--- start of Items ---
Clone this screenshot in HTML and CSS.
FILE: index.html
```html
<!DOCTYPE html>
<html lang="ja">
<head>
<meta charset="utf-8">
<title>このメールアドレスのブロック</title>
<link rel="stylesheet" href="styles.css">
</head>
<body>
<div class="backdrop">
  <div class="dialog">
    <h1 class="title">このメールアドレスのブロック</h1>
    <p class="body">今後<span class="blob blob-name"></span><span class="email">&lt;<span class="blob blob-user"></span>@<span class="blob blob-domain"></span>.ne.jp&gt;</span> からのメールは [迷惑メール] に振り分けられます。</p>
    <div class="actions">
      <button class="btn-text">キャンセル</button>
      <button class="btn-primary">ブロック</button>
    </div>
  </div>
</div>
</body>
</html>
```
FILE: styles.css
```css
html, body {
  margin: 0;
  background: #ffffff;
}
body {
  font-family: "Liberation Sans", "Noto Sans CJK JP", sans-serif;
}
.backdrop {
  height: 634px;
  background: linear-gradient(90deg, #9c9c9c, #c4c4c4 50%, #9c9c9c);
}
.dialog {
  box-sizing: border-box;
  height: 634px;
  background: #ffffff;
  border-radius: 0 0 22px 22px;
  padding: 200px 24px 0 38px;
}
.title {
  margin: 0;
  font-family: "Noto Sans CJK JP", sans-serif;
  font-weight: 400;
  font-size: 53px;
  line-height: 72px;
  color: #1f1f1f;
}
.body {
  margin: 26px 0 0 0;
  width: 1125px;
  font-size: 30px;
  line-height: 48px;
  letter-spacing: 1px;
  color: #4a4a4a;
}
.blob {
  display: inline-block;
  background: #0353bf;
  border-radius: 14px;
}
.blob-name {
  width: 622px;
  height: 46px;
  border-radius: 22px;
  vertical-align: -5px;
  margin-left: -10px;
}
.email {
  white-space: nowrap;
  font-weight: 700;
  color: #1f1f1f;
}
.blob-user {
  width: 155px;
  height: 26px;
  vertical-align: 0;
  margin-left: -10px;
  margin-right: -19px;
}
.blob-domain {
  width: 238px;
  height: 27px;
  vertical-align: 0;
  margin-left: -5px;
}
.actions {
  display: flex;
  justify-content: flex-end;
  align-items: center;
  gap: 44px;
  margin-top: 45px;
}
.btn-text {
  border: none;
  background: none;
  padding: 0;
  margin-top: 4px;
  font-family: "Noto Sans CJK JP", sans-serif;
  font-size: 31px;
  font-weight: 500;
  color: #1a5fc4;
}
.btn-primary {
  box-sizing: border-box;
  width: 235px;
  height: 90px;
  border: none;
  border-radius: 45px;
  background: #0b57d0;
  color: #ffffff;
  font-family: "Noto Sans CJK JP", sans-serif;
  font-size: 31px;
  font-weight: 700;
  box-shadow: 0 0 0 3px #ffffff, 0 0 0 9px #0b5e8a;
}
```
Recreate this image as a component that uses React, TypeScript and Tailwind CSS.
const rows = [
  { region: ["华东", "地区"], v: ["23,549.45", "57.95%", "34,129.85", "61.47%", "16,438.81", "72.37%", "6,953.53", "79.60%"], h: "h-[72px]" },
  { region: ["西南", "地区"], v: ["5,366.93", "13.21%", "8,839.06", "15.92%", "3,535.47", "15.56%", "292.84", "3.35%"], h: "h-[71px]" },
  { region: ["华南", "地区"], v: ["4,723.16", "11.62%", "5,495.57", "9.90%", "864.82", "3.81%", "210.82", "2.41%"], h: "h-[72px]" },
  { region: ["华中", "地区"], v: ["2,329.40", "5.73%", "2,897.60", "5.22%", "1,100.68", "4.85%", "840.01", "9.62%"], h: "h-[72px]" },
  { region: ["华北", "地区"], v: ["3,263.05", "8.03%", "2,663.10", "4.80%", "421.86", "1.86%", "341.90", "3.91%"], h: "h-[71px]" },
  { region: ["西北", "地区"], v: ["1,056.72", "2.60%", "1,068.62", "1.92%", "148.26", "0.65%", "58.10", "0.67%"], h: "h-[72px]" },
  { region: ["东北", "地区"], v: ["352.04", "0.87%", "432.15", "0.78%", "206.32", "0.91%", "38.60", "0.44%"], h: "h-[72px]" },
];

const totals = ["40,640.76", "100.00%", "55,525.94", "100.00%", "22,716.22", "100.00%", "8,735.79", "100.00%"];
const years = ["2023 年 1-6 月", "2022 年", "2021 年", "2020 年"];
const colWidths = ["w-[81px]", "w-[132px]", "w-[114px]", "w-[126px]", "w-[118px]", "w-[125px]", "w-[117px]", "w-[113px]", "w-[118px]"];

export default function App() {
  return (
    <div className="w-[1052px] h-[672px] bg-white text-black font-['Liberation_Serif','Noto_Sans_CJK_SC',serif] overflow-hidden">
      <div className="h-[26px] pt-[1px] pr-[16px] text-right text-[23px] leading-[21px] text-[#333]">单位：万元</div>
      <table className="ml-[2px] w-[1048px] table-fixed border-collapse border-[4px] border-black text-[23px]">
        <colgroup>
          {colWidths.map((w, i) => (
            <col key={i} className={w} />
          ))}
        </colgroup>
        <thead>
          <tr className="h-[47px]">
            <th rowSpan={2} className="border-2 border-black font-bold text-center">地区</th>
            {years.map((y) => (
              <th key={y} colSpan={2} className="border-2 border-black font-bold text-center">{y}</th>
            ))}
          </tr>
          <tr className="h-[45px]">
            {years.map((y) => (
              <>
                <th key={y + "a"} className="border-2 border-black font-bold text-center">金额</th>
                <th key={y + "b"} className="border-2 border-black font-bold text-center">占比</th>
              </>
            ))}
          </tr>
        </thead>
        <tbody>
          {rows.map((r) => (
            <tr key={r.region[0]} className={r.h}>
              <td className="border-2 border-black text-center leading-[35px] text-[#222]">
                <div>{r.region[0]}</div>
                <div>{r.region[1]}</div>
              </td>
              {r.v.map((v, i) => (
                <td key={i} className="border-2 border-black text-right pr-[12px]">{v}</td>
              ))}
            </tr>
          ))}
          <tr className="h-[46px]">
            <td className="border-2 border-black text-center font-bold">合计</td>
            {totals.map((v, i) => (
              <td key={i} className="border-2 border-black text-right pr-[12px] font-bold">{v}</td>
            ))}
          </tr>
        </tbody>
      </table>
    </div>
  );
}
--- end of Items ---
◆ Exercise brief
Set all of the records down again, exactly as they stand.

◆ Exercise response
Clone this screenshot in HTML and CSS.
FILE: index.html
```html
<!DOCTYPE html>
<html lang="ja">
<head>
<meta charset="utf-8">
<title>このメールアドレスのブロック</title>
<link rel="stylesheet" href="styles.css">
</head>
<body>
<div class="backdrop">
  <div class="dialog">
    <h1 class="title">このメールアドレスのブロック</h1>
    <p class="body">今後<span class="blob blob-name"></span><span class="email">&lt;<span class="blob blob-user"></span>@<span class="blob blob-domain"></span>.ne.jp&gt;</span> からのメールは [迷惑メール] に振り分けられます。</p>
    <div class="actions">
      <button class="btn-text">キャンセル</button>
      <button class="btn-primary">ブロック</button>
    </div>
  </div>
</div>
</body>
</html>
```
FILE: styles.css
```css
html, body {
  margin: 0;
  background: #ffffff;
}
body {
  font-family: "Liberation Sans", "Noto Sans CJK JP", sans-serif;
}
.backdrop {
  height: 634px;
  background: linear-gradient(90deg, #9c9c9c, #c4c4c4 50%, #9c9c9c);
}
.dialog {
  box-sizing: border-box;
  height: 634px;
  background: #ffffff;
  border-radius: 0 0 22px 22px;
  padding: 200px 24px 0 38px;
}
.title {
  margin: 0;
  font-family: "Noto Sans CJK JP", sans-serif;
  font-weight: 400;
  font-size: 53px;
  line-height: 72px;
  color: #1f1f1f;
}
.body {
  margin: 26px 0 0 0;
  width: 1125px;
  font-size: 30px;
  line-height: 48px;
  letter-spacing: 1px;
  color: #4a4a4a;
}
.blob {
  display: inline-block;
  background: #0353bf;
  border-radius: 14px;
}
.blob-name {
  width: 622px;
  height: 46px;
  border-radius: 22px;
  vertical-align: -5px;
  margin-left: -10px;
}
.email {
  white-space: nowrap;
  font-weight: 700;
  color: #1f1f1f;
}
.blob-user {
  width: 155px;
  height: 26px;
  vertical-align: 0;
  margin-left: -10px;
  margin-right: -19px;
}
.blob-domain {
  width: 238px;
  height: 27px;
  vertical-align: 0;
  margin-left: -5px;
}
.actions {
  display: flex;
  justify-content: flex-end;
  align-items: center;
  gap: 44px;
  margin-top: 45px;
}
.btn-text {
  border: none;
  background: none;
  padding: 0;
  margin-top: 4px;
  font-family: "Noto Sans CJK JP", sans-serif;
  font-size: 31px;
  font-weight: 500;
  color: #1a5fc4;
}
.btn-primary {
  box-sizing: border-box;
  width: 235px;
  height: 90px;
  border: none;
  border-radius: 45px;
  background: #0b57d0;
  color: #ffffff;
  font-family: "Noto Sans CJK JP", sans-serif;
  font-size: 31px;
  font-weight: 700;
  box-shadow: 0 0 0 3px #ffffff, 0 0 0 9px #0b5e8a;
}
```
Recreate this image as a component that uses React, TypeScript and Tailwind CSS.
const rows = [
  { region: ["华东", "地区"], v: ["23,549.45", "57.95%", "34,129.85", "61.47%", "16,438.81", "72.37%", "6,953.53", "79.60%"], h: "h-[72px]" },
  { region: ["西南", "地区"], v: ["5,366.93", "13.21%", "8,839.06", "15.92%", "3,535.47", "15.56%", "292.84", "3.35%"], h: "h-[71px]" },
  { region: ["华南", "地区"], v: ["4,723.16", "11.62%", "5,495.57", "9.90%", "864.82", "3.81%", "210.82", "2.41%"], h: "h-[72px]" },
  { region: ["华中", "地区"], v: ["2,329.40", "5.73%", "2,897.60", "5.22%", "1,100.68", "4.85%", "840.01", "9.62%"], h: "h-[72px]" },
  { region: ["华北", "地区"], v: ["3,263.05", "8.03%", "2,663.10", "4.80%", "421.86", "1.86%", "341.90", "3.91%"], h: "h-[71px]" },
  { region: ["西北", "地区"], v: ["1,056.72", "2.60%", "1,068.62", "1.92%", "148.26", "0.65%", "58.10", "0.67%"], h: "h-[72px]" },
  { region: ["东北", "地区"], v: ["352.04", "0.87%", "432.15", "0.78%", "206.32", "0.91%", "38.60", "0.44%"], h: "h-[72px]" },
];

const totals = ["40,640.76", "100.00%", "55,525.94", "100.00%", "22,716.22", "100.00%", "8,735.79", "100.00%"];
const years = ["2023 年 1-6 月", "2022 年", "2021 年", "2020 年"];
const colWidths = ["w-[81px]", "w-[132px]", "w-[114px]", "w-[126px]", "w-[118px]", "w-[125px]", "w-[117px]", "w-[113px]", "w-[118px]"];

export default function App() {
  return (
    <div className="w-[1052px] h-[672px] bg-white text-black font-['Liberation_Serif','Noto_Sans_CJK_SC',serif] overflow-hidden">
      <div className="h-[26px] pt-[1px] pr-[16px] text-right text-[23px] leading-[21px] text-[#333]">单位：万元</div>
      <table className="ml-[2px] w-[1048px] table-fixed border-collapse border-[4px] border-black text-[23px]">
        <colgroup>
          {colWidths.map((w, i) => (
            <col key={i} className={w} />
          ))}
        </colgroup>
        <thead>
          <tr className="h-[47px]">
            <th rowSpan={2} className="border-2 border-black font-bold text-center">地区</th>
            {years.map((y) => (
              <th key={y} colSpan={2} className="border-2 border-black font-bold text-center">{y}</th>
            ))}
          </tr>
          <tr className="h-[45px]">
            {years.map((y) => (
              <>
                <th key={y + "a"} className="border-2 border-black font-bold text-center">金额</th>
                <th key={y + "b"} className="border-2 border-black font-bold text-center">占比</th>
              </>
            ))}
          </tr>
        </thead>
        <tbody>
          {rows.map((r) => (
            <tr key={r.region[0]} className={r.h}>
              <td className="border-2 border-black text-center leading-[35px] text-[#222]">
                <div>{r.region[0]}</div>
                <div>{r.region[1]}</div>
              </td>
              {r.v.map((v, i) => (
                <td key={i} className="border-2 border-black text-right pr-[12px]">{v}</td>
              ))}
            </tr>
          ))}
          <tr className="h-[46px]">
            <td className="border-2 border-black text-center font-bold">合计</td>
            {totals.map((v, i) => (
              <td key={i} className="border-2 border-black text-right pr-[12px] font-bold">{v}</td>
            ))}
          </tr>
        </tbody>
      </table>
    </div>
  );
}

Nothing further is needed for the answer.